Диссонанс между собственным и привлеченным опытом

Между восприятием жизненного мира как индивидуального опыта и восприятием его как привлеченного опыта других существует перманентный конфликт, который можно назвать гносеологическим (познавательским) диссонансом и устранение которого невозможно в силу фундаментального характера множественности человеческой природы и многообразия познавательных возможностей человека.
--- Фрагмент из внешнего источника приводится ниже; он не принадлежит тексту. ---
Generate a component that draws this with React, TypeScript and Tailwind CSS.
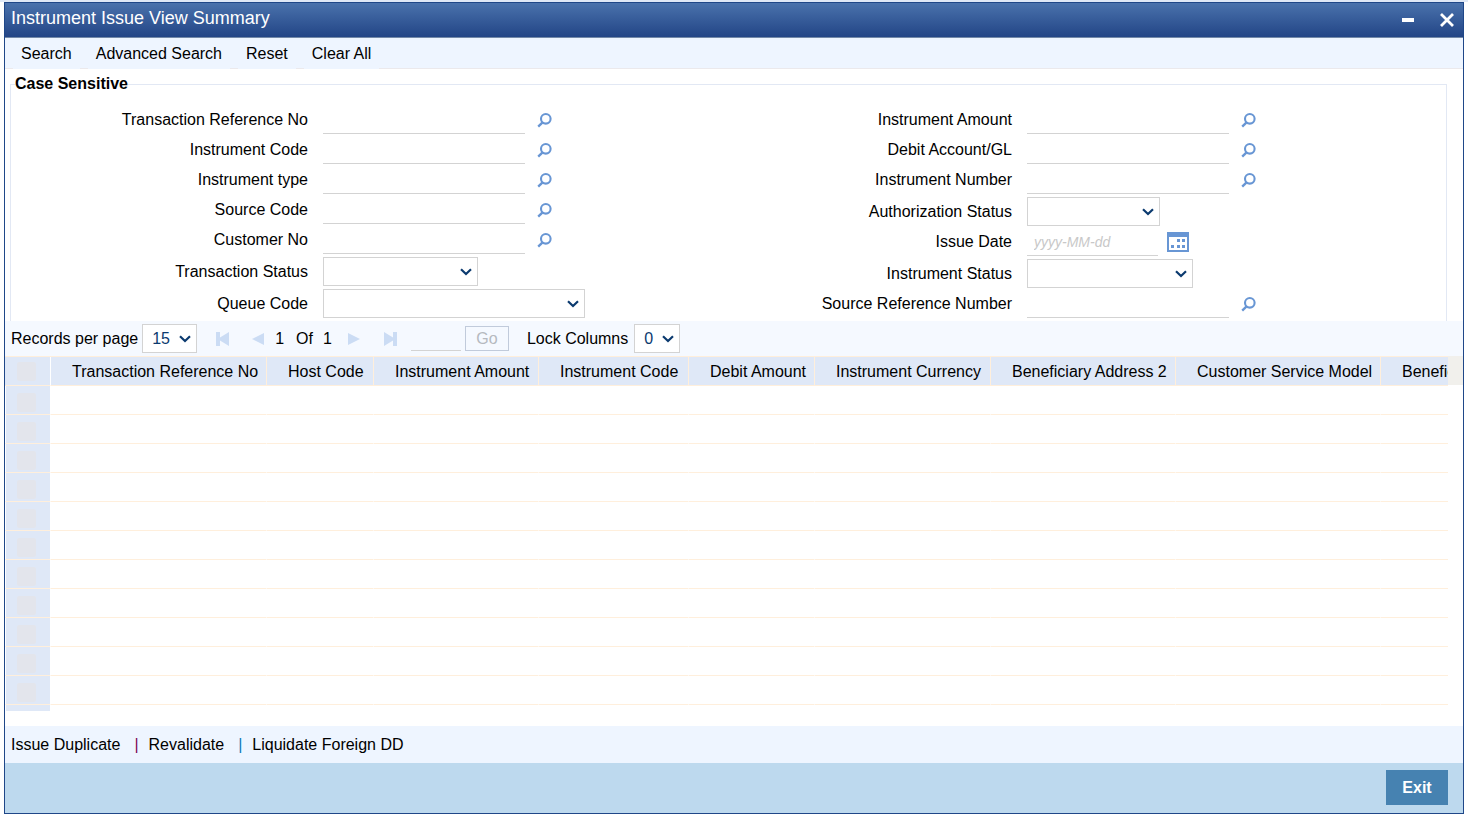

Характер социального взаимодействия таков, что воздействующие на поведение его участников факторы не представляют собой сколько-нибудь упорядоченной системы, а, скорее, простую совокупность (континуум) факторов, нагромождение зависимостей и причинностей, по-разному (с разной силой) влияющих на среду этого взаимодействия. Одна часть этого континуума содержит элементы социально признанные и даже социально санкционированные (например, влияние материального достатка на отношение к правительству). Другая часть остается в той или иной степени латентной: воздействие таких элементов не признается или попросту не известно (например, влияние гендерной дифференциации или гипноза на коллективное поведение). Несистемность, фрагментарность этих представлений делают и привлеченный опыт несвязанным, нецелостным.

Из этого ясно, почему последний не в состоянии полностью вытеснить индивидуальный опыт из повседневности. Индивид в случае недостатка или внутренней противоречивости привлеченного опыта неизбежно будет прибегать к помощи личного восприятия внешнего мира, конечно, когда это возможно. Такая конкуренция привлеченного и личного опыта избавляет социальную коммуникацию от неизбежной закрытости миру, могущей возникнуть как следствие систематизации (как вариант — упрощения) привлеченного опыта. Собственный опыт человека является постоянно действующим корректором привлеченного опыта, формируемого преимущественно социальной коммуникацией.

В случае «удачной» коррекции происходит перестройка социальных представлений о реальности, подразумевающая учет личного опыта. Схема коммуникаций, возникшая внутри жизненного мира, формализуется в виде новых социальных институтов или модификации старых. В качестве примера можно привести институт семьи, столь активно и разнообразно изменившийся в последние десятилетия.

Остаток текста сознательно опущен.